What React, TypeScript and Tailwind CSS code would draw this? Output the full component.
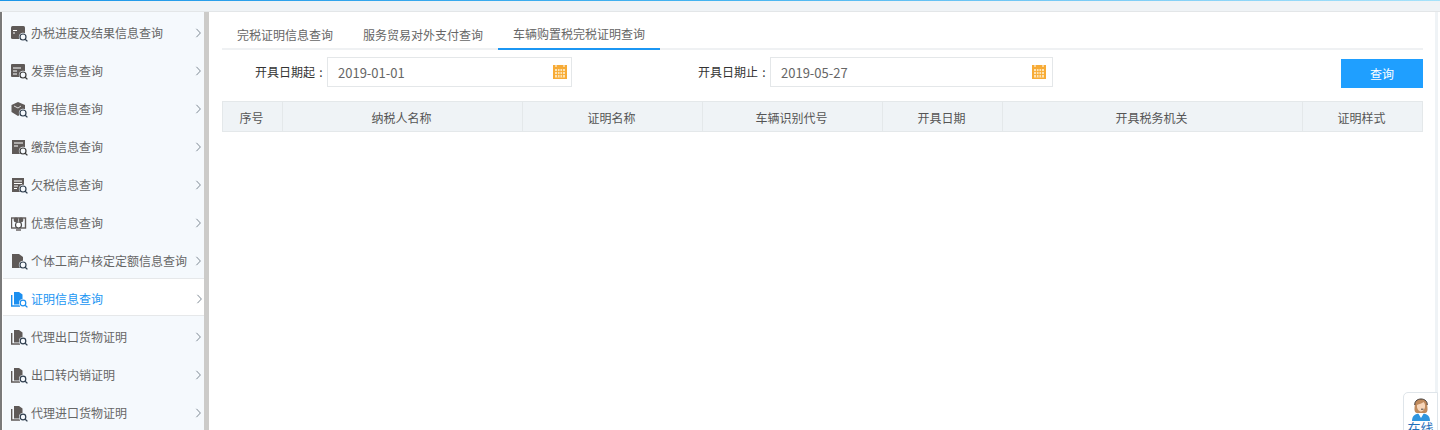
import React from "react";

const font = { fontFamily: '"Noto Sans CJK SC", "Noto Sans", sans-serif' };

type IconProps = { c: string };
const Lens = ({ c, bg }: { c: string; bg: string }) => (
  <>
    <circle cx="12" cy="12" r="4.2" fill={bg} />
    <circle cx="12" cy="12" r="3" fill={bg} stroke={c} strokeWidth="1.2" />
    <path d="M14.2 14.2 L16.4 16.4" stroke={c} strokeWidth="1.3" />
  </>
);
const bgc = "#f5f9fd";
const I1 = ({ c }: IconProps) => (
  <svg width="17" height="17" viewBox="0 0 17 17">
    <rect x="0" y="1" width="14" height="13" rx="1.5" fill="#5f5a58" />
    <path d="M2 5.5h4M2 8h2" stroke="#fff" strokeWidth="1" />
    <Lens c={c} bg={bgc} />
  </svg>
);
const I2 = ({ c }: IconProps) => (
  <svg width="17" height="17" viewBox="0 0 17 17">
    <rect x="0" y="1" width="14" height="13" rx="1" fill="#5f5a58" />
    <path d="M2 5h8M2 8h4M2 11h4" stroke="#fff" strokeWidth="1" />
    <Lens c="#3a3a3a" bg={bgc} />
  </svg>
);
const I3 = ({ c }: IconProps) => (
  <svg width="17" height="17" viewBox="0 0 17 17">
    <path d="M7 1 L14 4 V11 L7 15 L0.5 11 V4 Z" fill="#5f5a58" />
    <path d="M3 5 L7 7 L10 5" stroke="#fff" strokeWidth="0.8" fill="none" />
    <Lens c={c} bg={bgc} />
  </svg>
);
const I4 = ({ c }: IconProps) => (
  <svg width="17" height="17" viewBox="0 0 17 17">
    <rect x="1" y="1" width="13" height="14" fill="#5f5a58" />
    <path d="M3 4h9M3 7h4" stroke="#fff" strokeWidth="1.2" />
    <Lens c="#3a3a3a" bg={bgc} />
  </svg>
);
const I5 = ({ c }: IconProps) => (
  <svg width="17" height="17" viewBox="0 0 17 17">
    <rect x="1" y="1" width="12" height="14" fill="#5f5a58" />
    <path d="M3 4h8M3 6.5h8M3 9h4M3 11.5h3" stroke="#fff" strokeWidth="1" />
    <Lens c={c} bg={bgc} />
  </svg>
);
const I6 = (_: IconProps) => (
  <svg width="17" height="17" viewBox="0 0 17 17">
    <rect x="0.5" y="3" width="14" height="10" fill="none" stroke="#5f5a58" strokeWidth="1.4" />
    <circle cx="5" cy="5" r="2.4" fill="#5f5a58" />
    <circle cx="10" cy="5" r="2.4" fill="#5f5a58" />
    <circle cx="7.5" cy="10" r="3" fill="#fff" stroke="#4a4a4a" strokeWidth="1.2" />
    <path d="M5 15h5" stroke="#5f5a58" strokeWidth="1.4" />
  </svg>
);
const I7 = ({ c }: IconProps) => (
  <svg width="17" height="17" viewBox="0 0 17 17">
    <path d="M1 1 H8 L12 4 V15 H1 Z" fill="#5f5a58" />
    <Lens c={c} bg={bgc} />
  </svg>
);
const Books = ({ c, bg, ring }: { c: string; bg: string; ring: string }) => (
  <svg width="17" height="17" viewBox="0 0 17 17">
    <path d="M0.7 4 V15 H9" fill="none" stroke={c} strokeWidth="1.4" />
    <path d="M3 1 H8 L11.5 3.5 V13.5 H3 Z" fill={c} />
    <circle cx="12" cy="12" r="4" fill={bg} />
    <circle cx="12" cy="12" r="2.8" fill={bg} stroke={ring} strokeWidth="1.2" />
    <path d="M14.2 14.2 L16.4 16.4" stroke={ring} strokeWidth="1.3" />
  </svg>
);

const menu: { t: string; icon: React.ReactNode; active?: boolean }[] = [
  { t: "办税进度及结果信息查询", icon: <I1 c="#2f3e4e" /> },
  { t: "发票信息查询", icon: <I2 c="#333" /> },
  { t: "申报信息查询", icon: <I3 c="#2f3e4e" /> },
  { t: "缴款信息查询", icon: <I4 c="#333" /> },
  { t: "欠税信息查询", icon: <I5 c="#2f3e4e" /> },
  { t: "优惠信息查询", icon: <I6 c="#333" /> },
  { t: "个体工商户核定定额信息查询", icon: <I7 c="#2f3e4e" /> },
  { t: "证明信息查询", active: true, icon: <Books c="#1b8ff0" bg="#ffffff" ring="#1b8ff0" /> },
  { t: "代理出口货物证明", icon: <Books c="#5f5a58" bg="#f5f9fd" ring="#2f3e4e" /> },
  { t: "出口转内销证明", icon: <Books c="#5f5a58" bg="#f5f9fd" ring="#2f3e4e" /> },
  { t: "代理进口货物证明", icon: <Books c="#5f5a58" bg="#f5f9fd" ring="#2f3e4e" /> },
];

const Chevron = () => (
  <svg width="6" height="10" viewBox="0 0 6 10" className="shrink-0">
    <path d="M1.4 0.8 L5.4 5 L1.4 9.2" fill="none" stroke="#7f8a94" strokeWidth="1" />
  </svg>
);

const Calendar = () => (
  <svg width="14" height="14" viewBox="0 0 14 14" className="shrink-0">
    <rect width="14" height="14" fill="#f7ab36" />
    <rect x="2" y="4" width="10" height="8.5" fill="#fde3b4" />
    <path d="M2 6.5h10M2 9.5h10M4.5 4v8.5M7 4v8.5M9.5 4v8.5" stroke="#f7ab36" strokeWidth="0.9" />
    <path d="M3 0v2M11 0v2" stroke="#fff" strokeWidth="1" />
  </svg>
);

const DateField = ({ box, value }: { box: string; value: string }) => (
  <div className={`${box} h-[30px] flex items-center justify-between border border-[#e4e7e9] pl-[10px] bg-white`}>
    <span className="text-[13px] text-[#666] pt-[2px]" style={font}>{value}</span>
    <Calendar />
  </div>
);

const Label = ({ w, t }: { w: string; t: string }) => (
  <label className={`${w} h-[30px] flex items-center justify-end text-[#333]`}>
    <span>{t}</span>
    <span className="w-[12px] pl-[3px] pr-[3px] text-center">:</span>
  </label>
);

const cols: [string, string][] = [
  ["序号", "w-[60px]"],
  ["纳税人名称", "w-[240px]"],
  ["证明名称", "w-[180px]"],
  ["车辆识别代号", "w-[180px]"],
  ["开具日期", "w-[120px]"],
  ["开具税务机关", "w-[300px]"],
  ["证明样式", "flex-1"],
];

export default function App() {
  return (
    <div className="w-[1440px] h-[430px] overflow-hidden relative bg-[#eff3f6] flex flex-col text-[12px]" style={font}>
      <div className="h-[1px] shrink-0 bg-gradient-to-r from-[#1b96e8] via-[#45b4f0] to-[#a6e2fa]" />
      <div className="h-[11px] shrink-0 bg-[#eff3f6] border-b border-[#e3e6e8]" />
      <div className="flex flex-1 min-h-0">
        <div className="w-[2px] bg-[#7a7a7a] shrink-0" />
        <div className="w-px bg-white shrink-0" />
        <aside className="w-[201px] shrink-0 bg-[#f5f9fd] overflow-hidden">
          {menu.map((m) => (
            <div
              key={m.t}
              className={
                m.active
                  ? "h-[38px] flex items-center pt-[4px] pl-[8px] pr-[2px] bg-white border-y border-[#e6e8ea] text-[#1b96f3]"
                  : "h-[38px] flex items-center pt-[4px] pl-[8px] pr-[3px] text-[#666]"
              }
            >
              <span className="w-[20px] shrink-0 flex">{m.icon}</span>
              <span className="flex-1 whitespace-nowrap leading-none">{m.t}</span>
              <Chevron />
            </div>
          ))}
        </aside>
        <div className="w-[5px] shrink-0 bg-[#cccbc9]" />
        <main className="w-[1226px] shrink-0 bg-white pl-[13px] pr-[12px]">
          <div className="flex h-[38px] border-b-2 border-[#eff1f3]">
            <div className="px-[15px] h-[38px] flex items-center text-[#666] pt-[8px]">完税证明信息查询</div>
            <div className="px-[15px] h-[38px] flex items-center text-[#666] pt-[8px]">服务贸易对外支付查询</div>
            <div className="px-[15px] h-[38px] flex items-center text-[#666] pt-[8px] border-b-2 border-[#1b96f3]">车辆购置税完税证明查询</div>
          </div>
          <div className="flex items-start mt-[7px]">
            <Label w="w-[105px]" t="开具日期起" />
            <DateField box="w-[245px] pr-[4px]" value="2019-01-01" />
            <Label w="w-[198px]" t="开具日期止" />
            <DateField box="w-[283px] pr-[6px]" value="2019-05-27" />
            <button className="ml-auto mt-[2px] w-[82px] h-[29px] bg-[#1f9fff] text-white text-[12px]">查询</button>
          </div>
          <div className="flex mt-[13px] h-[31px] border border-[#e4e8ea] bg-[#eff3f6] text-[#555]">
            {cols.map(([t, w], i) => (
              <div
                key={t}
                className={`${w} ${i < cols.length - 1 ? "border-r border-[#e4e8ea]" : ""} pr-[2px] pt-[2px] flex items-center justify-center`}
              >
                {t}
              </div>
            ))}
          </div>
        </main>
        <div className="w-[3px] shrink-0 bg-[#eff3f6]" />
        <div className="flex-1 bg-white" />
      </div>
      <div className="absolute left-[1403px] top-[392px] w-[35px] h-[50px] bg-white border border-[#dfe5ea] rounded-tl-[5px] flex flex-col items-center">
        <svg width="22" height="25" viewBox="0 0 22 25" className="mt-[3px]">
          <path d="M2 25 C2 19 6 17.5 11 17.5 C16 17.5 20 19 20 25 Z" fill="#2f95de" />
          <path d="M8 17 L11 22 L14 17 Z" fill="#fff" />
          <path d="M5 7 C6 1.5 16 1.5 17 7 L17.5 12 C18 15 16.5 17 15 17 L7 17 C5.5 17 4 15 4.5 12 Z" fill="#c08a5c" />
          <path d="M7 9 C9 8 12 7.5 13.5 6 C14.5 7 15 8 15 9 C15.5 13 13 15.5 11 15.5 C9 15.5 6.5 13 7 9Z" fill="#f7d6ba" />
          <path d="M4.8 9 C4 1 18 1 17.2 9" fill="none" stroke="#3a3432" strokeWidth="1" />
          <path d="M11 13.2 h2.5" stroke="#333" strokeWidth="0.9" />
        </svg>
        <span className="text-[13px] leading-none text-[#1f6fb8]">在线</span>
      </div>
    </div>
  );
}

• **Written instruction**: Choose all lines containing the string "React" and copy them out.

• **Correct answer**:
What React, TypeScript and Tailwind CSS code would draw this? Output the full component.
import React from "react";
const menu: { t: string; icon: React.ReactNode; active?: boolean }[] = [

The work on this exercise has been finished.